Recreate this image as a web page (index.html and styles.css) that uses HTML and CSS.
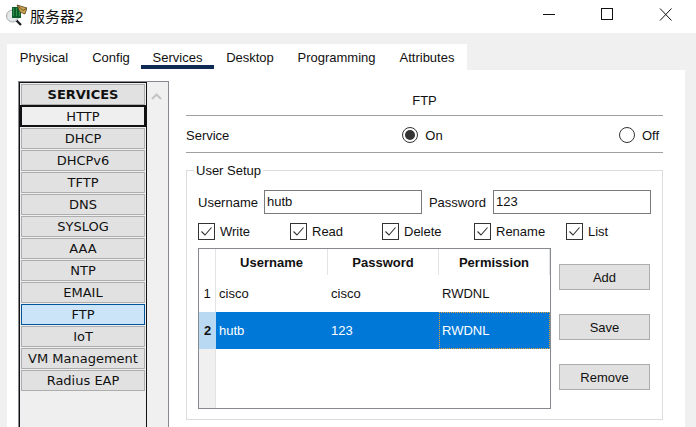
FILE: index.html
```html
<!DOCTYPE html>
<html>

<head>
    <meta charset="UTF-8" />
    <meta name="viewport" content="width=device-width" />
    <title>服务器2</title>
    <link rel="stylesheet" href="styles.css">
</head>

<body>
    <header class="titlebar">
        <svg class="app-icon" width="22" height="22" viewBox="0 0 22 22">
            <path d="M10 15 L16 21" stroke="#222" stroke-width="2.4" />
            <circle cx="7.5" cy="12" r="6" fill="#e4e7e7" stroke="#a5a9a9" />
            <rect x="7" y="3" width="9" height="11" fill="#0d5d2a" />
            <path d="M8 5h1M11 5h1M14 5h1M8 7h1M11 7h1M14 7h1M8 9h1M11 9h1M14 9h1M8 11h1M11 11h1M14 11h1" stroke="#4cc56c" />
            <path d="M12 1 L22 4 L20 10 L15 8 Z" fill="#c9a44e" stroke="#5a4520" stroke-width="0.8" />
            <path d="M12 1 L18 6.5 L22 4" fill="none" stroke="#5a4520" stroke-width="0.8" />
        </svg>
        <span class="title">服务器2</span>
        <div class="win-buttons">
            <span class="win-min"></span>
            <span class="win-max"></span>
            <svg class="win-close" width="13" height="13" viewBox="0 0 13 13">
                <path d="M1 0.5 L12.5 12.5 M12.5 0.5 L1 12.5" stroke="#111" stroke-width="1" />
            </svg>
        </div>
    </header>

    <main class="window">
        <nav class="tabs">
            <span class="tab">Physical</span>
            <span class="tab">Config</span>
            <span class="tab active">Services</span>
            <span class="tab">Desktop</span>
            <span class="tab">Programming</span>
            <span class="tab">Attributes</span>
        </nav>

        <div class="panel">
            <aside class="sidebar">
                <div class="service-list">
                    <div class="service-head">SERVICES</div>
                    <div class="service focused">HTTP</div>
                    <div class="service">DHCP</div>
                    <div class="service">DHCPv6</div>
                    <div class="service">TFTP</div>
                    <div class="service">DNS</div>
                    <div class="service">SYSLOG</div>
                    <div class="service">AAA</div>
                    <div class="service">NTP</div>
                    <div class="service">EMAIL</div>
                    <div class="service selected">FTP</div>
                    <div class="service">IoT</div>
                    <div class="service">VM Management</div>
                    <div class="service">Radius EAP</div>
                </div>
                <div class="scrollbar">
                    <svg width="11" height="7" viewBox="0 0 11 7">
                        <path d="M1 6 L5.5 1.5 L10 6" fill="none" stroke="#c4c4c4" stroke-width="2" />
                    </svg>
                </div>
            </aside>

            <section class="content">
                <h2 class="heading">FTP</h2>

                <div class="service-row">
                    <span class="service-label">Service</span>
                    <label class="radio-on"><span class="radio checked"></span>On</label>
                    <label class="radio-off"><span class="radio"></span>Off</label>
                </div>

                <div class="user-setup">
                    <span class="legend">User Setup</span>

                    <div class="credentials">
                        <span>Username</span>
                        <span class="field user-field">hutb</span>
                        <span class="pass-label">Password</span>
                        <span class="field">123</span>
                    </div>

                    <div class="perms">
                        <label class="perm"><span class="check"><svg width="15" height="15" viewBox="0 0 15 15"><path d="M2.5 7.5 L6 11 L12.5 3.5" fill="none" stroke="#333" stroke-width="1.1" /></svg></span>Write</label>
                        <label class="perm"><span class="check"><svg width="15" height="15" viewBox="0 0 15 15"><path d="M2.5 7.5 L6 11 L12.5 3.5" fill="none" stroke="#333" stroke-width="1.1" /></svg></span>Read</label>
                        <label class="perm"><span class="check"><svg width="15" height="15" viewBox="0 0 15 15"><path d="M2.5 7.5 L6 11 L12.5 3.5" fill="none" stroke="#333" stroke-width="1.1" /></svg></span>Delete</label>
                        <label class="perm"><span class="check"><svg width="15" height="15" viewBox="0 0 15 15"><path d="M2.5 7.5 L6 11 L12.5 3.5" fill="none" stroke="#333" stroke-width="1.1" /></svg></span>Rename</label>
                        <label class="perm"><span class="check"><svg width="15" height="15" viewBox="0 0 15 15"><path d="M2.5 7.5 L6 11 L12.5 3.5" fill="none" stroke="#333" stroke-width="1.1" /></svg></span>List</label>
                    </div>

                    <div class="users">
                        <div class="users-table">
                            <div class="row head">
                                <div class="row-num"></div>
                                <div class="cell">Username</div>
                                <div class="cell">Password</div>
                                <div class="cell">Permission</div>
                            </div>
                            <div class="row">
                                <div class="row-num">1</div>
                                <div class="cell">cisco</div>
                                <div class="cell">cisco</div>
                                <div class="cell">RWDNL</div>
                            </div>
                            <div class="row picked">
                                <div class="row-num">2</div>
                                <div class="cell">hutb</div>
                                <div class="cell">123</div>
                                <div class="cell current">RWDNL</div>
                            </div>
                            <div class="row empty">
                                <div class="row-num"></div>
                            </div>
                        </div>

                        <div class="actions">
                            <button>Add</button>
                            <button>Save</button>
                            <button>Remove</button>
                        </div>
                    </div>
                </div>
            </section>
        </div>
    </main>
</body>

</html>
```

FILE: styles.css
```css
* {
    box-sizing: border-box;
}

html,
body {
    margin: 0;
    height: 427px;
    overflow: hidden;
}

body {
    font-family: "Liberation Sans", Arial, sans-serif;
    font-size: 13px;
    color: #111;
    background: #f0f0f0;
}

.titlebar {
    display: flex;
    align-items: center;
    height: 33px;
    background: white;
    padding-left: 5px;
}

.app-icon {
    margin-top: -3px;
}

.title {
    margin-left: 3px;
    margin-top: -3px;
    font-family: "Liberation Sans", "Noto Sans CJK SC", sans-serif;
    font-size: 15px;
}

.win-buttons {
    display: flex;
    align-items: center;
    margin-left: auto;
    margin-top: -5px;
    padding-right: 24px;
}

.win-min {
    width: 12px;
    height: 1px;
    background: #111;
}

.win-max {
    width: 12px;
    height: 12px;
    margin-left: 46px;
    border: 1px solid #111;
}

.win-close {
    margin-left: 46px;
}

.window {
    margin: 11px 11px 0 7px;
}

.tabs {
    display: grid;
    grid-template-columns: 74px 60px 73px 72px 101px 80px;
    width: 460px;
    height: 26px;
    background: white;
}

.tab {
    padding-top: 6px;
    border-bottom: 4px solid transparent;
    margin-bottom: 1px;
    line-height: 15px;
    text-align: center;
}

.tab.active {
    border-bottom-color: #0e2a52;
}

.panel {
    display: flex;
    height: 360px;
    padding: 11px 22px 0 11px;
    background: white;
}

.sidebar {
    display: flex;
    flex: none;
    width: 151px;
    height: 360px;
    border: 1px solid #868a8f;
    border-bottom: none;
    background: #f0f0f0;
}

.service-list {
    width: 128px;
    padding: 1px 1px 0;
    border: 1px solid #111;
    border-bottom: none;
    background: #efefef;
    font-family: "DejaVu Sans", sans-serif;
    font-size: 13px;
}

.service-head,
.service {
    display: flex;
    align-items: center;
    justify-content: center;
    height: 21px;
    margin-bottom: 1px;
    background: #e1e1e1;
    border: 1px solid #adadad;
    white-space: nowrap;
}

.service-head {
    font-weight: bold;
    margin-bottom: 0;
}

.service.focused {
    height: 22px;
    margin: 0 -1px 1px;
    background: #efefef;
    border: 2px solid #111;
}

.service.selected {
    background: #cce4f7;
    border-color: #005499;
}

.scrollbar {
    flex: 1;
    padding: 6px 0 0 4px;
}

.content {
    flex: none;
    width: 477px;
    margin-left: 17px;
}

.heading {
    margin: 0;
    height: 35px;
    padding-top: 12px;
    border-bottom: 1px solid #a0a0a0;
    font-size: 13px;
    font-weight: normal;
    line-height: 15px;
    text-align: center;
}

.service-row {
    display: flex;
    align-items: center;
    height: 37px;
    padding-top: 2px;
    border-bottom: 1px solid #a0a0a0;
}

.radio-on,
.radio-off {
    display: flex;
    align-items: center;
    gap: 7px;
}

.radio-on {
    margin-left: 173px;
}

.radio-off {
    margin-left: auto;
    padding-right: 4px;
}

.radio {
    display: flex;
    align-items: center;
    justify-content: center;
    width: 16px;
    height: 16px;
    border: 1px solid #333;
    border-radius: 50%;
}

.radio.checked::after {
    content: "";
    width: 10px;
    height: 10px;
    border-radius: 50%;
    background: #333;
}

.user-setup {
    position: relative;
    height: 250px;
    margin-top: 17px;
    padding: 19px 11px 0;
    border: 1px solid #dcdcdc;
}

.legend {
    position: absolute;
    top: -8px;
    left: 7px;
    padding: 0 2px;
    background: white;
    line-height: 15px;
}

.credentials {
    display: flex;
    align-items: center;
    height: 24px;
}

.field {
    width: 158px;
    height: 24px;
    margin-left: 7px;
    padding-left: 2px;
    border: 1px solid #7a7a7a;
    line-height: 22px;
}

.user-field {
    margin-left: 6px;
}

.pass-label {
    margin-left: 7px;
}

.perms {
    display: flex;
    margin-top: 9px;
}

.perm {
    display: flex;
    align-items: center;
    flex: none;
    gap: 5px;
    width: 92px;
}

.check {
    display: flex;
    align-items: center;
    justify-content: center;
    width: 17px;
    height: 17px;
    border: 1px solid #333;
}

.users {
    display: flex;
    margin-top: 8px;
}

.users-table {
    display: flex;
    flex-direction: column;
    flex: none;
    width: 353px;
    height: 161px;
    border: 1px solid #868a8f;
}

.row {
    display: flex;
    align-items: center;
    height: 37px;
}

.row.head {
    height: 26px;
    font-weight: bold;
}

.row-num {
    align-self: stretch;
    display: flex;
    align-items: center;
    justify-content: center;
    flex: none;
    width: 17px;
    border-right: 1px solid #e3e3e3;
}

.cell {
    align-self: stretch;
    display: flex;
    align-items: center;
    width: 111px;
    padding-left: 3px;
}

.row-num + .cell {
    width: 112px;
}

.cell:last-child {
    flex: 1;
}

.head .cell {
    justify-content: center;
    padding-left: 0;
    border-right: 1px solid #e3e3e3;
}

.picked {
    background: #0078d7;
    color: white;
}

.picked .row-num {
    background: #b9d9f2;
    color: #111;
    font-weight: bold;
    border-right: none;
}

.picked .current {
    border: 1px dotted #e8a33d;
    padding-left: 2px;
}

.row.empty {
    flex: 1;
}

.row.empty .row-num {
    background: #f0f0f0;
}

.actions {
    display: flex;
    flex-direction: column;
    gap: 24px;
    margin: 16px 0 0 8px;
}

.actions button {
    width: 91px;
    height: 26px;
    padding: 0;
    background: #e1e1e1;
    border: 1px solid #adadad;
    font: inherit;
    color: #111;
}
```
----------
[Directions]
Your answer should be one number: the count of lines in the data above that include the word "styles".

[Solved exercise]
3